I am on the taxi rank, and sniffing in irritation.

This is because I have forgotten my handkerchief.

I am beginning to wonder if it might be acceptable to use one’s sleeve in such circumstances. It is entirely possible that if I popped down the taxi rank a couple of cars Mark would let me borrow his, but I am not exactly certain that I want to. It might have been rather enthusiastically used already.

I think I might have a rag under my seat…

Not to worry, the night goes on.

Life in Windermere has slowly creaked back to normality. Mark went off back to his rural broadbanding today, and I took the dogs for a long trail across the fell. They have not had very much exercise whilst we have been flapping about with the taxi, and had become tiresomely fidgety. Worse, yesterday Roger Poopy would not come with me when I turned around at the far side of the park to come home, but stood where he was, switching his longing gaze beseechingly between me and School Knott Fell.

It was raining, and I was busy, so I was unmoved, but of course guilt had to overwhelm me in the end, and so this morning we continued onwards and upwards, much to Roger Poopy’s joy and his father’s reluctant irritation.
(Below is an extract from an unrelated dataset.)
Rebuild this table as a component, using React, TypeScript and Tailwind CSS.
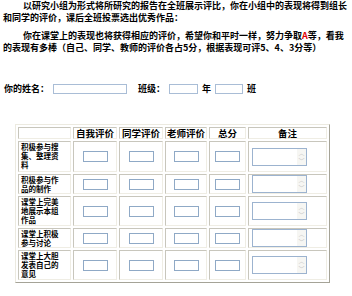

This was entirely mutual. Few things are more annoying on a lengthy walk than having to stop every ten steps and wait for a recalcitrant dog who is dawdling a couple of hundred yards behind and pretending to be a lot deafer than he actually is. I got very cross with him in the end and rushed back and bellowed at him to Get On With It, at which point he leaped in the air with surprise, then produced a surprising turn of speed and legged it in the wrong direction.

It took me ages to catch him and to persuade him that he need not be frightened, and it was all right for him to come along with us instead of rushing off back home in a frantic panic all by himself. Partly it was difficult to convince him because I was doing it through the most tightly clenched teeth, and did not mean a word of it. Actually I would have liked to have drowned him in the tarn.

I did not drown him in the tarn, which I thought was a splendid demonstration of self-restraint.

We came back to the day’s labours, which were remarkably low-key, coming as they did after a couple of weeks of intensive post-plumbing restorative domestic labours. As it is the house is tidy, there was still dinner in the fridge left over from my parents’ visit,  and I had done all of the laundry. Better still, my parents had very kindly sent a donation towards the cost of re-establishing our taxi business, and we were actually solvent again. As Mark said this evening, we are now merely broke, which is a million times better off than we were last week. Once again the numbers have become positive, and here we are ready to earn some more, how splendid life is.

It was a very pleasing sort of day.

Such domestic tranquillity reigned that I managed to spend some of this afternoon looking through some of my course work for the next time I go to Cambridge, which will be in about three or four weeks’ time. Obviously I didn’t do any of it, but I have found it, glanced at it, scowled at it, and promised myself that I will get round to it, which probably I will, in a last minute panic in the taxi on the night before I go. The next module is not poetry, thank goodness, but about creative short story writing. I like doing this, and am looking forward to it.

I am not exactly sorry to think that I will never need to compose another poem ever again.

I have crossed Greeting Card Writer off my list of potential careers for when I grow up.